An Isolated Frontier Outpost: Historical and Archaeological Investigations of the Carrizo Creek Station


Overland Mail Stage

Publication: Publications in Cultural Heritage, No. 29

Author: Stephen Van Wormer & Sue Wade

Date of Publication: 2012

PDF File: AN-ISOLATED-FRONTIER-OUTPOST-Historical-and-Archae.pdf

Description


It would be the Carrizo Corridor and “Warner’s Pass” that, beginning in 1848, thousands of gold seekers would travel in route to the placer mines of the Sierra foothills. The travails of this flood tide eventually led in 1855 to the establishment of a small adobe Army outpost at the Carrizo Creek Spring which by 1857 became an important link in the first overland transcontinental mail service along the San Antonio and San Diego Mail Line.
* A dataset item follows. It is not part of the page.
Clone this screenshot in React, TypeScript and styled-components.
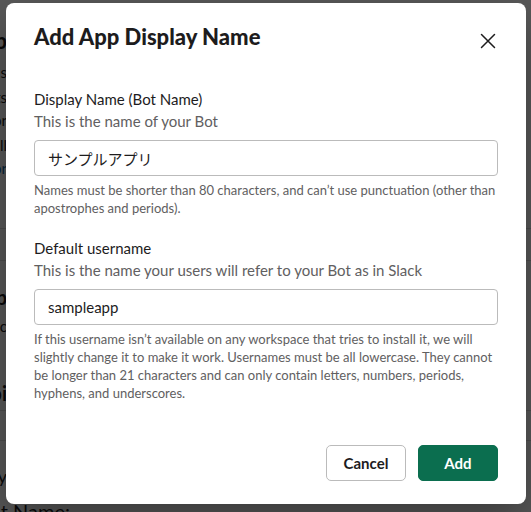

In 1858 the Overland Mail Company better known as the Butterfield Line was using the Carrizo Creek Station as part of its much larger and complex string of support stations. The Civil War and intercontinental railroad effectively put an end to this mail service and the Carrizo Creek Station, although still occupied and witness to cattle drives, went into a steady decline. In brief, this report presents the results of archaeological investigations at the Carrizo Creek Station which documents that for a brief period it was a nexus for 19th century Native American, Hispanic, and Anglo-American cultures. In recognition of the importance of this isolated frontier outpost it has been included as part of the Southern Overland Trail Cultural Preserve within Anza Borrego Desert State Park.